##根据数据集推测分布函数及其参数
给一个数据集,如何才能知道它是属于哪一个分布?之前“排队论”中讲过一个根据数字特征来判断的。除了方差,期望,还引进了一个概念叫变异系数(coefficient of variation)。定义的话就是标准差和期望的比值。一般不同的分布,变异系数不同且固定的,根据变异系数就能初步估计是什么分布了。
此外R语言中MASS包里有个fitdistr函数,这个函数的作用就是将手头的数据去拟合罗列出来的分布函数,然后给出拟合得最好时候的参数,我们可以根据返回值中的对数似然值的比较,来推测数据集究竟符合哪种分布。

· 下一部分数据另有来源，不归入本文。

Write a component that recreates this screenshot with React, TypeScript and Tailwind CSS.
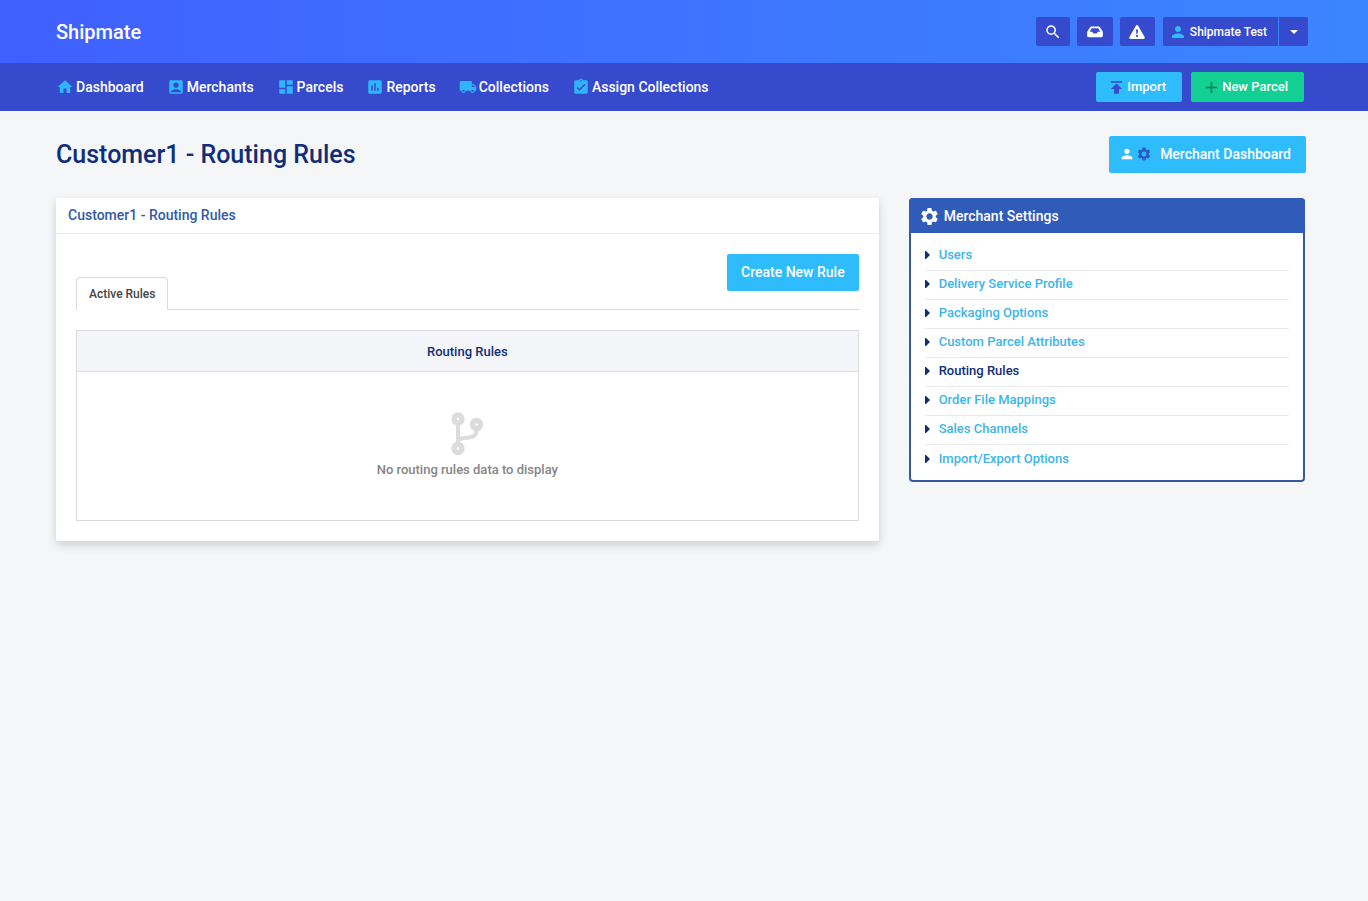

当然这个方法和变异系数一点关系都没有^_^
R语言源码
# Read in a table (in csv format) from standard input:
Table = data.matrix(read.csv( file = 'stdin.csv', header=TRUE ))
# All parameter values in this assignment will be integers !
Distribution = c( "normal", "t", "chi-squared", "lognormal", "exponential", "gamma", "logistic")
Distribution_can_have_negative_values = c( TRUE, TRUE, FALSE, FALSE, FALSE, FALSE, TRUE )
# display a histogram for each column Dataset
for (j in 1:ncol(Table)) {
maximum_likelihood = -100000000
maximum_likelihood_dist_name = "none"
Dataset = Table[,j] # j-th dataset = the j-th column of the table
Dataset_is_nonnegative = !any( Dataset < 0 )
hist( Dataset, col="gray90", xlim=c(0,15), breaks=50, probability=TRUE )
for (i in 1:length(Distribution)) {
dist_name = Distribution[i]
if (Distribution_can_have_negative_values[i] || Dataset_is_nonnegative) {
# don't try to fit a nonnegative distribution to data that is negative
if (dist_name == "chi-squared") {
# fitdistr requires special handling of chi-squared
fit = suppressWarnings( fitdistr( Dataset, dist_name,
list(df=round(mean(Dataset))), method="BFGS" ) )
} else {
fit = suppressWarnings( fitdistr( Dataset, dist_name ) )
}
log_likelihood = fit$loglik
if(maximum_likelihood<log_likelihood){
maximum_likelihood=log_likelihood
maximum_likelihood_dist_name=dist_name
maximum_likelihood_fitted_parameters = fit$estimate
}
# The optimal distribution is the one with maximum-likelihood
# (and: maximum-likelihood == maximum-log-likelihood).
}
}
parameter_value_string = paste(round(maximum_likelihood_fitted_parameters), collapse="_")
# print integer parameters
cat(sprintf("%s_%s\n", maximum_likelihood_dist_name, parameter_value_string))
}
这里的话就是比较log-likelihood的值的大小,越大则拟合的越好(非绝对值越大)。